Free-market reforms sweeping Latin America are fostering higher economic growth and more revenue for foreign firms, but they have done little to relieve the region's pressing unemployment problem, a paradox that will cause a political backlash and jeopardize the continent's shift to free markets if it persists, officials here said Sunday.
A report released by the Inter-American Development Bank on the eve of its annual board of governors meeting here found that jobs in Latin America have grown at a disappointing 2.8% annual rate in the 1990s. That's slower than the 3.3% growth rate of the 1980s, before reforms took hold.
And despite economic growth in recent years of 6% or higher in Chile, Peru and Argentina, the region's high formal unemployment rate of 10% is essentially unchanged from a decade ago.
Meanwhile, the number of informal and underemployed workers continues to increase throughout the continent, representing more than 57% of all workers. That's up from 52% in 1990.
The report, prepared by IDB Chief Economist Ricardo Hausmann, supports warnings from several government officials attending the bank's meeting that free-market benefits must translate into better jobs if reforms are to endure.
The promise of higher living standards are, after all, what helped them sell those reforms to their constituents.
"There is a political problem if the benefits of privatization and openness do not reach the lesser-educated workers who are increasingly on the margin," Costa Rican Finance Minister Francisco de Paula Gutierrez told an IDB seminar.

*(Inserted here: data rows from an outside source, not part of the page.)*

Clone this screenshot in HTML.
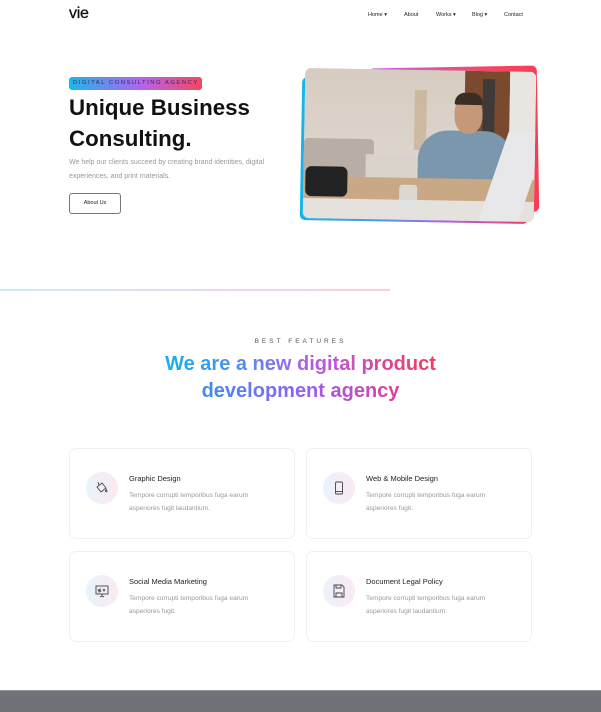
<!DOCTYPE html>
<html><head><meta charset="utf-8"><style>
*{margin:0;padding:0;box-sizing:border-box}
body{width:601px;height:712px;background:#fff;font-family:"Liberation Sans",sans-serif;position:relative;overflow:hidden;color:#111}
.a{position:absolute}
.nav{font-size:5.5px;color:#222;top:12px}
.g{-webkit-background-clip:text;background-clip:text;color:transparent}
.card{position:absolute;width:226px;height:91px;border:1px solid #f0f0f3;border-radius:7px;background:#fff}
.ic{position:absolute;left:16px;top:23px;width:32px;height:32px;border-radius:50%;background:linear-gradient(90deg,#e9f3fc,#fbe9f1)}
.ic svg{position:absolute;left:8px;top:8px}
.ct{position:absolute;left:59px;top:25px;font-size:7.5px;color:#222}
.cd{position:absolute;left:59px;top:41px;font-size:6.6px;color:#999;line-height:12.5px;width:140px}
</style></head><body>
<div class="a" style="left:69px;top:5px;font-size:16px;letter-spacing:-0.3px;-webkit-text-stroke:0.3px #111">vie</div>
<div class="a nav" style="left:368px">Home ▾</div>
<div class="a nav" style="left:404px">About</div>
<div class="a nav" style="left:436px">Works ▾</div>
<div class="a nav" style="left:472px">Blog ▾</div>
<div class="a nav" style="left:504px">Contact</div>

<div class="a" style="left:69px;top:77px;width:133px;height:13px;border-radius:3px;background:linear-gradient(90deg,#1ab7ea,#b463ee 55%,#f6475e);font-size:5.9px;letter-spacing:1.5px;color:#3a2a5a;line-height:13px;padding-left:4px;white-space:nowrap;overflow:hidden">DIGITAL CONSULTING AGENCY</div>
<div class="a" style="left:69px;top:92px;font-size:22.3px;font-weight:bold;line-height:31px;color:#111">Unique Business<br>Consulting.</div>
<div class="a" style="left:69px;top:156px;font-size:7px;color:#999;line-height:13.5px">We help our clients succeed by creating brand identities, digital<br>experiences, and print materials.</div>
<div class="a" style="left:69px;top:193px;width:52px;height:21px;border:1px solid #777;border-radius:3px;font-size:5.5px;text-align:center;line-height:19px;color:#222">About Us</div>

<div class="a" style="left:301px;top:79px;width:228px;height:143px;border-radius:5px;background:linear-gradient(90deg,#14b5ea,#5a8ef0 40%,#b060ee 65%,#f04060);transform:rotate(1deg)"></div>
<div class="a" style="left:370px;top:67px;width:168px;height:146px;border-radius:5px;background:linear-gradient(90deg,#c462e6,#f24864 70%,#f73e55);transform:rotate(-1deg)"></div>
<div class="a" style="left:304px;top:70px;width:231px;height:150px;border-radius:6px;overflow:hidden;background:#d9cfc6;transform:rotate(1deg)">
 <div class="a" style="left:0;top:0;width:160px;height:150px;background:linear-gradient(180deg,#d6ccc2,#e2dbd3)"></div>
 <div class="a" style="left:160px;top:0;width:45px;height:120px;background:#7a4a2e"></div>
 <div class="a" style="left:178px;top:8px;width:12px;height:112px;background:#3d3a38"></div>
 <div class="a" style="left:205px;top:0;width:26px;height:130px;background:#e9e6e2"></div>
 <div class="a" style="left:0;top:70px;width:70px;height:40px;background:#b9aea5;border-radius:4px"></div>
 <div class="a" style="left:62px;top:85px;width:50px;height:30px;background:#d9d3cc"></div>
 <div class="a" style="left:110px;top:20px;width:12px;height:60px;background:#c4a888;opacity:.6"></div>
 <div class="a" style="left:114px;top:60px;width:96px;height:70px;border-radius:30px 30px 6px 6px;background:#7a97ad"></div>
 <div class="a" style="left:150px;top:25px;width:28px;height:38px;border-radius:45%;background:#c59878"></div>
 <div class="a" style="left:150px;top:22px;width:28px;height:12px;border-radius:12px 12px 2px 2px;background:#3a2d24"></div>
 <div class="a" style="left:0;top:108px;width:231px;height:42px;background:#c9a886"></div>
 <div class="a" style="left:0;top:130px;width:231px;height:20px;background:#e5e2de"></div>
 <div class="a" style="left:2px;top:98px;width:42px;height:30px;border-radius:6px;background:#222"></div>
 <div class="a" style="left:190px;top:60px;width:40px;height:90px;background:#e8e8ea;transform:skewX(-18deg)"></div>
 <div class="a" style="left:96px;top:115px;width:18px;height:22px;border-radius:3px;background:#dfe3e4;opacity:.8"></div>
</div>

<div class="a" style="left:0;top:289px;width:390px;height:2px;background:linear-gradient(90deg,#c7ecfa,#e6d7fa 50%,#fbcfdc)"></div>

<div class="a" style="left:0;width:601px;top:338px;text-align:center;font-size:6.5px;letter-spacing:3px;color:#555">BEST FEATURES</div>
<div class="a" style="left:0;width:601px;top:351px;text-align:center;font-size:20px;line-height:27px;font-weight:bold"><span class="g" style="background-image:linear-gradient(90deg,#0fb3ea,#5a8af0 30%,#b35ceb 55%,#f23a5e)">We are a new digital product</span><br><span class="g" style="background-image:linear-gradient(90deg,#3a8ef0,#9a5ef0 55%,#e0409a)">development agency</span></div>

<div class="card" style="left:69px;top:448px"><div class="ic"><svg width="16" height="16" viewBox="0 0 16 16" fill="none" stroke="#444" stroke-width="0.9"><path d="M3 7l5-4 4 5-5 4z M5 5L4 2 M13 11c0 1.2-1.5 1.2-1.5 0l.75-1.5z"/></svg></div><div class="ct">Graphic Design</div><div class="cd">Tempore corrupti temporibus fuga earum asperiores fugit laudantium.</div></div>
<div class="card" style="left:306px;top:448px"><div class="ic"><svg width="16" height="16" viewBox="0 0 16 16" fill="none" stroke="#444" stroke-width="0.9"><rect x="4.5" y="2" width="7" height="12" rx="1"/><path d="M4.5 11.5h7"/></svg></div><div class="ct">Web &amp; Mobile Design</div><div class="cd">Tempore corrupti temporibus fuga earum asperiores fugit.</div></div>
<div class="card" style="left:69px;top:551px"><div class="ic"><svg width="16" height="16" viewBox="0 0 16 16" fill="none" stroke="#444" stroke-width="0.9"><rect x="2" y="3" width="12" height="8"/><path d="M4 6l1 3 1-3 1 3 M9 6l1 2 1-2 M8 11v2 M6 14l2-1 2 1"/></svg></div><div class="ct">Social Media Marketing</div><div class="cd">Tempore corrupti temporibus fuga earum asperiores fugit.</div></div>
<div class="card" style="left:306px;top:551px"><div class="ic"><svg width="16" height="16" viewBox="0 0 16 16" fill="none" stroke="#444" stroke-width="0.9"><path d="M3 2h8l2 2v10H3z M5 2v3h5V2 M5 14v-4h6v4"/></svg></div><div class="ct">Document Legal Policy</div><div class="cd">Tempore corrupti temporibus fuga earum asperiores fugit laudantium.</div></div>

<div class="a" style="left:0;top:690px;width:601px;height:22px;background:#6e7276;border-top:1px solid #999"></div>
</body></html>
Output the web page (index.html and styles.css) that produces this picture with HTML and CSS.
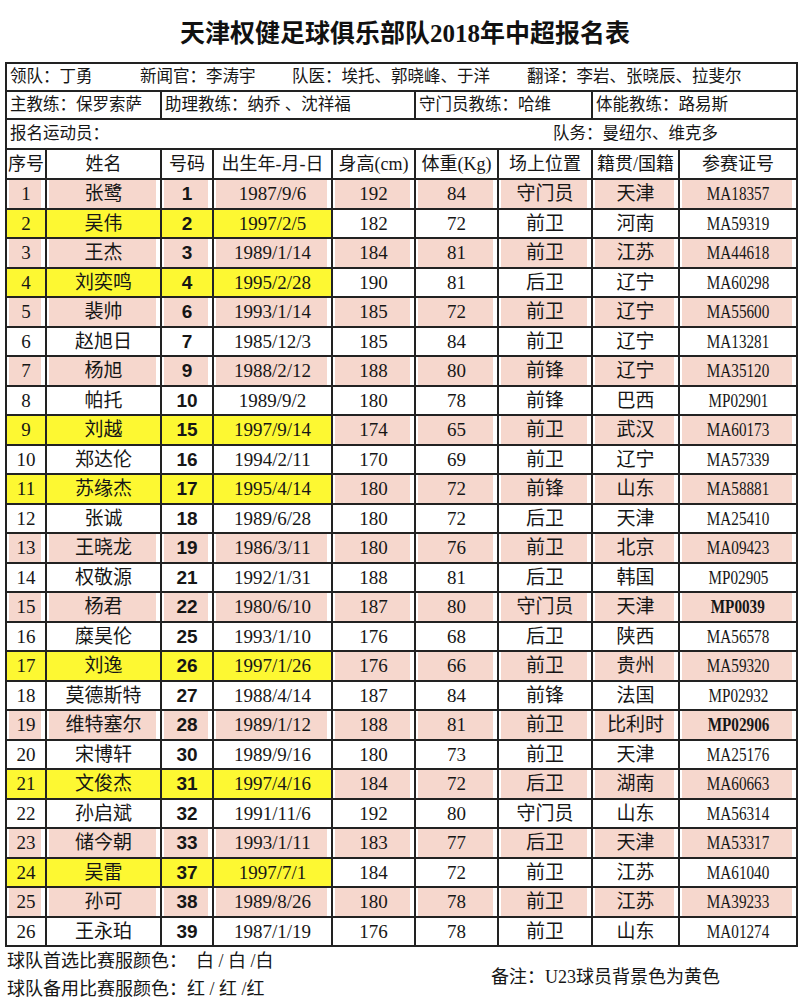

Those benefits, already slow in coming, may now take even longer because the Asian financial crisis is depriving many Latin American firms of export dollars, according to a report by the Institute of International Finance in Washington, D.C.
Sunday, the IIF forecast that Latin America's economic growth rate will slow to 3% in 1998 from 5% last year.
Over the past decade, most countries in the region have jettisoned socialist economic models based on state-owned energy, transportation and banking industries and opened up such services to enterprises through privatization and liberalized foreign-investment rules.
The transition to free markets has led to economic growth and stability in many countries but has also been painful, involving the firings of hundreds of thousands of government employees in bloated bureaucracies and privatized state-owned businesses. Government officials sold the economic restructuring with the argument that the promise of better times to come outweighed the short-term pain.
But with a few exceptions, notably Mexico, Paraguay and Peru, the shift has failed to deliver the most essential benefit of all--more jobs. Most Latin American countries show "rising unemployment rates, lower real salaries and increasing inequality" in wages across the spectrum of skilled and unskilled workers, the IDB report said.
"We all want an increase in employment, the inclusion of more citizens in the social security system. Otherwise, all these reforms would have no point," said Mexican Finance Minister Jose Angel Gurria.
Hausmann and other speakers agreed that the employment problem was due to such factors as rising productivity, urbanization and the entry of women into the workplace.